Dr. Johann Brink, director of the Forensic Psychiatric Hospital in Port Coquitlam, B.C., where Mr. Schoenborn is receiving treatment, told the review board on Tuesday that his aggression has declined, his disorder is in remission, and he has been moved to a low-security unit.

Dr. Brink supported supervised outings, but said Mr. Schoenborn must be closely monitored because he has "unresolved anger issues."

"He's no longer of that intensity, but I think the underlying proclivity is still there," Dr. Brink said during the hearing. "In my view, he needs some significant more work."

It will be at Dr. Brink's discretion to approve Mr. Schoenborn's visits upon specific request.

Crown lawyer Lyle Hillaby read out a victim impact statement during the hearing from Ms. Clarke.

"'I'm completely lost without them,"' Mr. Hillaby read. "'It gets harder, not easier."'

Ms. Clarke has been going to counselling, he told the review board, but has retreated from social situations and does not want Mr. Schoenborn released.

Mr. Hillaby warned the board not to trust Mr. Schoenborn because of his violent history, but said he would support hospital staff granting him escorted visits.

"I've never worried about anyone that this institution has given passes to," he told reporters after the hearing.

At his first review hearing last year, Mr. Schoenborn shouted, interrupted and swore. He said he wanted to be discharged completely from the hospital, but was denied on the grounds that he was still a threat to society.
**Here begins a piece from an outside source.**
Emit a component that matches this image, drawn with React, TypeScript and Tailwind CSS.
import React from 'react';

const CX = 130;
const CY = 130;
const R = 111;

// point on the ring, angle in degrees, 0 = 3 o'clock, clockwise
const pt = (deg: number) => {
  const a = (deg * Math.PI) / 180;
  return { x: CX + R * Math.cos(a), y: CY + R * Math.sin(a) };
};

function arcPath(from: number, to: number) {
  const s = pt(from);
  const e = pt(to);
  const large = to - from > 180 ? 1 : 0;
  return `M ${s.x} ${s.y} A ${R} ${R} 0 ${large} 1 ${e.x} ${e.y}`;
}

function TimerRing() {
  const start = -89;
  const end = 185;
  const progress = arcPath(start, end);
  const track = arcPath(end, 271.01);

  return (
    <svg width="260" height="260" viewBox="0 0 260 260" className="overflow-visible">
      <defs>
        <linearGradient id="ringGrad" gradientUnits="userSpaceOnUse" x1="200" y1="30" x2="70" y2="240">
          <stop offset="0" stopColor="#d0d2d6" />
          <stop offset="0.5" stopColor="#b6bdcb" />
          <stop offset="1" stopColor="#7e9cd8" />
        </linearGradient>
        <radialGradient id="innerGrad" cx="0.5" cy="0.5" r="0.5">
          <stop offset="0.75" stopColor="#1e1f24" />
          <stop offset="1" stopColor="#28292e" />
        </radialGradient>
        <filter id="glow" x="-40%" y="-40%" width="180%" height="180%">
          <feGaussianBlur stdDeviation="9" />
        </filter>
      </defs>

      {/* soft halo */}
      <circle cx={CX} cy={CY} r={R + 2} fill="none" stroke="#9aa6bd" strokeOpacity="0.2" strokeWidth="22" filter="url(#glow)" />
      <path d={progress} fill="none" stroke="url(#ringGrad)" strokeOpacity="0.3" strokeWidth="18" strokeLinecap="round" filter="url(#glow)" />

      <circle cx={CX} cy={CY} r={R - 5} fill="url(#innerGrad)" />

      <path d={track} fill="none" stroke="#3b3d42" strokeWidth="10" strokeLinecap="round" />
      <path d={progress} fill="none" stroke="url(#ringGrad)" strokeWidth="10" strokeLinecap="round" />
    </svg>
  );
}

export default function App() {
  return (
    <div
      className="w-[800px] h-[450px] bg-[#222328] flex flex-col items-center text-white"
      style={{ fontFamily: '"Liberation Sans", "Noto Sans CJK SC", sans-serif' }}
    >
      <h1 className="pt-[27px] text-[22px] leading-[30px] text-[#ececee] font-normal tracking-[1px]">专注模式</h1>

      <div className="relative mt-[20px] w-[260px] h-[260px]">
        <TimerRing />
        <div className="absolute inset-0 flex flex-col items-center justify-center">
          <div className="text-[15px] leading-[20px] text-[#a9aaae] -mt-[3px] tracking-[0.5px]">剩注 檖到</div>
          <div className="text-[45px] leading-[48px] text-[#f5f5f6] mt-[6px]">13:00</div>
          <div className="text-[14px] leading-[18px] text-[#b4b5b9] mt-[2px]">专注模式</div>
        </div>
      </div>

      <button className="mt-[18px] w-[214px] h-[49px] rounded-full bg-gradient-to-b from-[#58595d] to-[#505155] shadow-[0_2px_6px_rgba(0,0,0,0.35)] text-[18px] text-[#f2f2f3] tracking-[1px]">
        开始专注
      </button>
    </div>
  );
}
This time around, he spoke slowly and admitted that he had been disturbed by illness when he killed the children.

He said he wants to be able to go for a coffee outside the hospital, but would stay committed to his medication and addictions counselling, and would remain at the hospital for another year.

"I'm looking for the answers to what happened, and I don't want anything to gum up the works," he said Tuesday.

"Baby steps. I can't jump too far - as I learned last year - too fast."

Although the board placed conditions on Mr. Schoenborn, including that he not contact his ex-wife, Mr. Lali said that's not good enough.

"That's just unbelievable that the board would allow somebody who's a brutal murderer out just so soon, while the wounds are so fresh," Mr. Lali said. "People are incredulous about how it could happen."